Related to GHG emissions, natural gas (both conventional and unconventional) can offer GHG mitigation benefits relative to coal, if methane emissions are small enough. However, the same economic advantage that spurs the substitution of gas for coal also operates to substitute gas for nonemitting energy forms such as nuclear, wind, and solar. Natural gas can have a net life cycle GHG benefit, or not, relative to other transportation fuels, but this strongly depends on methane emissions, which would need to be less than 1%. Thus, if natural gas is to help mitigate climate change, it will do so primarily by displacing coal.
It appears likely that natural gas—whether unconventional or not—will form an important part of the energy mix over the forthcoming decades. Thus, from a pragmatic perspective, the development and adherence to stringent environmental and public health related principles and practices (perhaps through regulation) are critical to ensuring that natural gas can contribute in optimal ways to support the “vector” of a sustainable energy pathway over the next 50–100 years. However, in the long term, natural gas itself, through displacement of coal or other fossil fuels, will not significantly alter long-range climate projections. Other zero carbon technologies such as renewables or CCS will be needed to achieve carbon mitigation goals. Policies that limit the effect of economic forces driving the penetration of natural gas against all fuels, including renewable energy forms, can help ensure that natural gas substitutes primarily against coal.

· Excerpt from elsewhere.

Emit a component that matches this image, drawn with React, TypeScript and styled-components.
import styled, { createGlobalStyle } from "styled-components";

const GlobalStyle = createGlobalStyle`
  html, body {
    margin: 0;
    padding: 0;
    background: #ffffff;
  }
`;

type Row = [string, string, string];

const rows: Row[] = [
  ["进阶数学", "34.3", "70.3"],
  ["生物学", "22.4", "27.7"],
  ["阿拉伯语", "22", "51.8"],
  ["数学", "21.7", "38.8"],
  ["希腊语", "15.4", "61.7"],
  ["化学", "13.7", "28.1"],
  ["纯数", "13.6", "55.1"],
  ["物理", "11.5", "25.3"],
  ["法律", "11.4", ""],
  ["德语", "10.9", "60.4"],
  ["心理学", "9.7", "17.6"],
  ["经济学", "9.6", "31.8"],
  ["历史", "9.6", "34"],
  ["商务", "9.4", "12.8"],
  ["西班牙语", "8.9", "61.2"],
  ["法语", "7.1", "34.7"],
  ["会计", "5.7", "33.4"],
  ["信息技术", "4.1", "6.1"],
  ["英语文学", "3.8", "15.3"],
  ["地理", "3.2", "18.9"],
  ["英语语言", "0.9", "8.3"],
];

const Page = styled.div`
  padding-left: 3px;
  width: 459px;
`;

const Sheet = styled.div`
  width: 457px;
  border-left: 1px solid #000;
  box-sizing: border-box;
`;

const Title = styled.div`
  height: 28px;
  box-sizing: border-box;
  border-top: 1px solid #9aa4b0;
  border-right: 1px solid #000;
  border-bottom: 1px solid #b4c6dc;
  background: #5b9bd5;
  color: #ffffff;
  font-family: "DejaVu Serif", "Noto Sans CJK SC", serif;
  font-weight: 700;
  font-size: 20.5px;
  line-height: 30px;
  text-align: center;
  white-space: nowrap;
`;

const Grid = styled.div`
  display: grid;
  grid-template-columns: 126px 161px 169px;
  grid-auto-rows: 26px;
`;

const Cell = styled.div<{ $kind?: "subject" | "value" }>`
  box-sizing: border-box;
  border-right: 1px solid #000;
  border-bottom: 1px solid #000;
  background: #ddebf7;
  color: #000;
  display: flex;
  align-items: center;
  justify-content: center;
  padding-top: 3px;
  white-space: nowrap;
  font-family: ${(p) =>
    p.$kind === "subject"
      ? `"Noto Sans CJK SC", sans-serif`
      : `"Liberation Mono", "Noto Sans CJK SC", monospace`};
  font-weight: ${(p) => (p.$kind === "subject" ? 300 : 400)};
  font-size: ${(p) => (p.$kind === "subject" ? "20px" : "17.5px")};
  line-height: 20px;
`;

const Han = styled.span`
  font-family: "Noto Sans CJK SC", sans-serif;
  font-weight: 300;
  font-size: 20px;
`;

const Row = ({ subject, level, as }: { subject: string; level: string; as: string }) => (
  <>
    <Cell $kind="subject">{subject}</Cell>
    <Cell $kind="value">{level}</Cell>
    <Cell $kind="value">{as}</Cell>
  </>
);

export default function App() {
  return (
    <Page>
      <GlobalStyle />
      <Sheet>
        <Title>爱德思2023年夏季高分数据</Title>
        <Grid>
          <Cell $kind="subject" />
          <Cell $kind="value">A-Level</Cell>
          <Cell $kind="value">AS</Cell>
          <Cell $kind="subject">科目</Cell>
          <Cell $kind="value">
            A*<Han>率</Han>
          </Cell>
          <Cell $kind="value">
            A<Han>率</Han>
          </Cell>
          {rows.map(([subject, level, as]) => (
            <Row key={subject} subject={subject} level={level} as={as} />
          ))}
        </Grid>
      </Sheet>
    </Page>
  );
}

The pace of the U.S. shale gas revolution has naturally led to several existing gaps for future research and development related to environmental impacts. Specifically, the transparent and ongoing robust treatment of the areas of water use and GHG emissions will be critical for the successful and maintained development of shale gas in the United States and abroad. There is a need for increased availability of transparent and accessible data in all of these areas, and this is likely done best through a partnership with industry. Other countries and regions (like the European Union) are carefully watching the development of the shale gas sector in the United States—especially for the development and enforcement of associated environmental and public health regulations.